You have a real weapon and you choose not to use it.
For some reason, that line from the movie Rosewater has been running through my head for much of the past two weeks. If you’re unfamiliar with the movie, Rosewater is basically the extremist version of censorship – an Iranian journalist who’d emigrated to the UK some time ago is back to cover the 2009 elections, and when protests break out, he’s afraid to film them for fear of being detained.
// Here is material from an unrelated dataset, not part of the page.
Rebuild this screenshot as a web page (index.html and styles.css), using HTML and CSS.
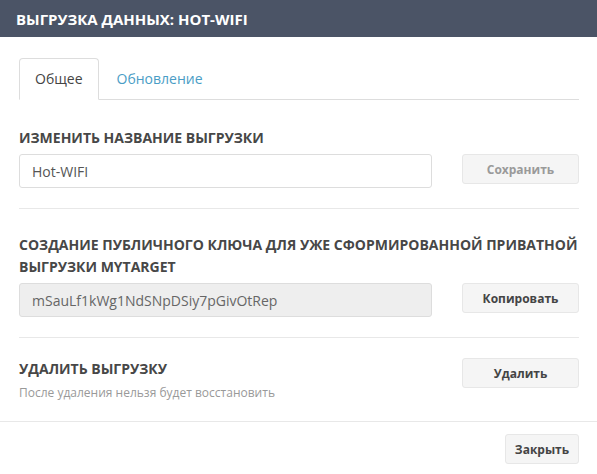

Sometimes I feel like here in the States, we think we don’t have to worry so much about censorship anymore, because we’re protected by First Amendment rights. But do they really offer that much protection against fear?
Not so much.
We’re lucky, in a lot of ways, that yes, we don’t have to worry about whether we’ll be thrown in jail for witnessing something the government doesn’t want us to see. But censorship still pops up in other ways, usually in the form of offending someone else’s delicate sensibilities.
By now you might have heard about Michael Stokes’ ban from Facebook, but if you’re not, it seems some Facebook users took offense to some of his pictures. I admit, I enjoy ogling the mostly naked men he likes to photograph, and I absolutely love the skill and passion he’s shown photographing veterans with prosthetic limbs. He’s reminding us they are still human, still gorgeous, and still deserving of being objectified in the same manner we’d drool over Chris Hemsworth.
(I’m only half-joking about that.)
Several months ago, when I first joined the Self-Publishing Info Swap loop, I heard about something called the Amazon Dungeon. Seems the Dungeon is where books go to die – someone behind the scenes at Amazon flags your title as Adult (i.e. offensive) and the book, while still technically available for sale, doesn’t show up in searches. I mostly just brushed it aside, because at the time, dinosaur erotica was big, and wouldn’t that be considered bestiality, and therefore not allowed by Amazon’s standards? Yet there it was, and people were buying it mostly so they could make fun of it.
So imagine my surprise when I get the notice from Amazon that yay, Rehab has been published and is available for sale…and then when I search for it, I’m only able to find it by going to my Amazon Author Central page. It took me two days to figure out something was wrong, and by searching Sales Rank Express, I was able to find the problem.
I’d been Adulted and relegated to the Dungeon. All because someone at Amazon took offense to something in my story – most likely the cover. It is pretty hot.
The thing is, censorship is happening all over the place in our country, and it’s all couched in fear. We’re afraid we might get gay cooties if we catch a glimpse of two very attractive male police officers locked in an embrace. We’re afraid of what might happen to our children’s poor little brains if they stumble across an erotic romance by accident. And in some cases, we’re afraid of what state secrets might come out if we allow some intrepid reporter to chase a story that paints the government in a bad light (see: Kill the Messenger).
There’s a simple solution to that. Block images you don’t want to see. Install parental controls, or if those fail, talk to your kids about what they’re looking at. Shoving it under the rug and shaking your finger at it will only ensure it’ll continue.
The older I get, and the deeper I get into publishing in general, the more aware I am of how limited my freedom of speech actually is. We’re not living in fear of being dragged in front of the HUAC any longer, but there are things people can hide behind that mean no one will read those books or see those pictures. It’s aggravating to think there’s some pearl-clutcher sitting in front of her computer somewhere, scrolling the multitude of nearly naked men posted on Facebook and reporting them (clearly she hasn’t seen Tumblr.) Or a snooty, nose-in-the-air professorial type flagging gay and lesbian books meant for children because he doesn’t believe a child needs to be educated about sex, gender, and “choices” that aren’t actually choices.
Both Amazon and Facebook have written standards for content. Those standards are there for a reason, and I’m not saying they shouldn’t be there. We do need them. They’re what prevent the truly depraved and exploitative material from being run in front of the general public, and for that, I’m grateful (although did we really need dino-porn?)
The problem is those standards are based too much in opinion. If you have enough people on Facebook who flag a picture by Michael Stokes as inappropriate, it’ll get taken down. Same with Amazon – if someone behind the scenes deems your work inappropriate, you’re screwed. While it’d be a free for all if there weren’t standards, both venues need to take a good, hard look at how those standards are being upheld. Stokes’ Facebook ban was eventually lifted after numerous people protested – but what if the better response to begin with was to instruct those offended on how to activate the controls embedded in the site so they don’t see them?
Bottom line: censorship is alive and well and living next door to you. Isn’t it time we all sat down at the table and talked about it instead of lobbing these passive-aggressive bombs at each other?